Review: You Can Do It! By Tony DungySuper-Bowl-winning coach and bestselling author, Tony Dungy, tries his hands at a children's book with You Can Do It!. Written and illustrated for children in probably 1-3 grade, Dungy tells a true story from his childhood. Linden, Tony Dungy's younger brother, didn't know what he wanted to be when he grew up. He only knew he liked to make people smile. The Dungy's dad would regularly tell them, "Whatever it is that you want to do, you can do it. Trust God and dream big!" Tony knew he wanted to be a football player. His sister's knew what they wanted to do, be nurses or doctors. But Linden didn't know. His dad told him to pray that God would help Linden find his dream. The next day, while getting a filling at the dentist's office, his love of making people smile found its dream: Dentistry. The Dungy's dad told them to dream big and they did: Professional football and dentistry. And years later, both dreams came true.
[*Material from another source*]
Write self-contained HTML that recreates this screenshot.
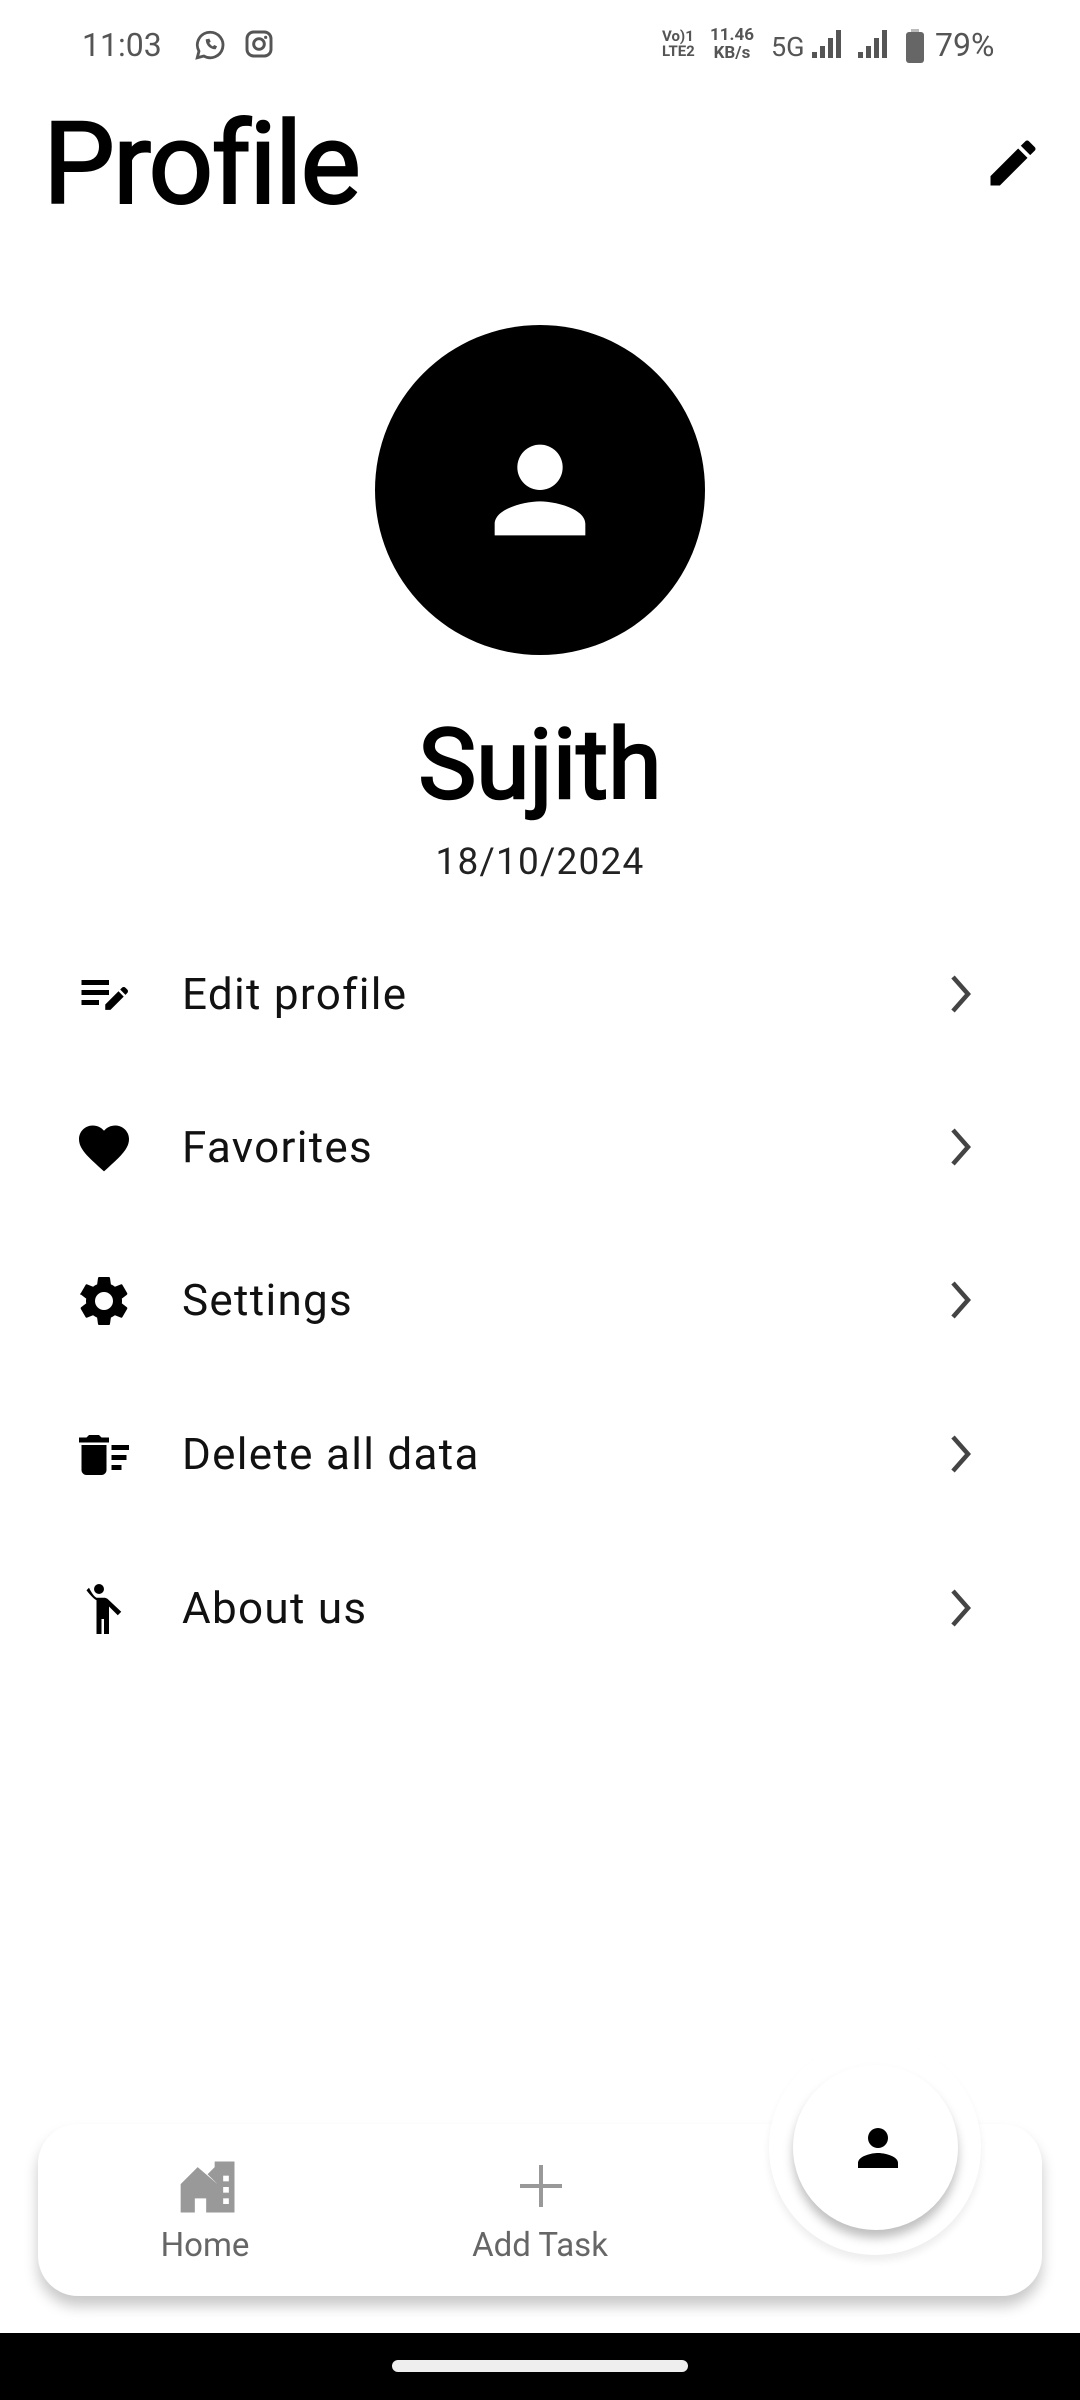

Dungy writes in the afterword, "I'm glad I had parents that helped us to dream. I'm glad they taught us to pray about things that were on our mind. And I'm really glad that God answers our prayers...Our parents taught us to dream, but they also taught us something more important. Whatever we dreamed about, we should tell God because He is the one that can make those plans succeed."
It is good and right to teach children of a Christian household to pray to God, to tell Him what's on their mind, to ask him for things. God says in Psalm 37:4, "Delight yourself in the Lord, and he will give you the desires of your heart." My concern for this book lies in what is left unsaid and with how, without further guidance, God is made to look like His primary concern for us is to give us our dreams. God cares so much for His children that He died to save us from ours sins and reconcile us to himself (see 1 Peter 3:18). God is the greatest gift we could ever desire, and if you delight yourself in Him, He gives you Himself. But nowhere in the Bible does God promise to give us what we dream or everything we ask for (see James 4:3). The God of Dungy's You Can Do It! may give children the impression that God lives to make them dentists, professional football players, and nurses. It is true that the one who seeks to glorify God in everything (Colossians 3:23-24) will likely succeed, and the children should be taught to work hard and honor God in everything, even ask him for wisdom and guidance and blessing. However, the answer to these prayers is not always, "You can do it!" Sometimes, often it will be to say "no" to worldly success and the things that seem to matter here, and instead give trials. The message to a child who is being taught to honor God should be, "Seek first the Kingdom of God" (Luke 12:31) and then even in the face of losing everything, Jesus says to those who have trusted in Him, "Fear not, little flock, for it is your Father's good pleasure to give you the kingdom" (Luke 12:32).
I am thankful that Dungy wants to encourage kids to dream big and try hard. I recognize that this book had a different aim than that I described in the paragraph above, and I suspect Dungy might even agree with my paragraph. He was emphasizing something different. Something I think that without qualification or explanation is dangerous or even wrong to emphasize. My fear is that much of Christianity today takes the statement "have faith" to mean little more than "have faith that God will bless you [in this world], and He will." Dungy makes many statements similar to this (For example, Dungy's dad when Linden was wondering if he would ever have a dream says, "Just keep having faith."). It is right to ask of God and have faith that He will do what's best. But if getting what we want is the focus of where we put our faith, we are missing everything of Christianity. Have faith in God to save you from your sins and give you Himself. Because of misplaced priorities and a high likelihood of communicating unbiblical and ungodly priorities, proceed with much caution; if it is to be read to a child, do so with much discernment and emphasis on what is missing from this picture of God.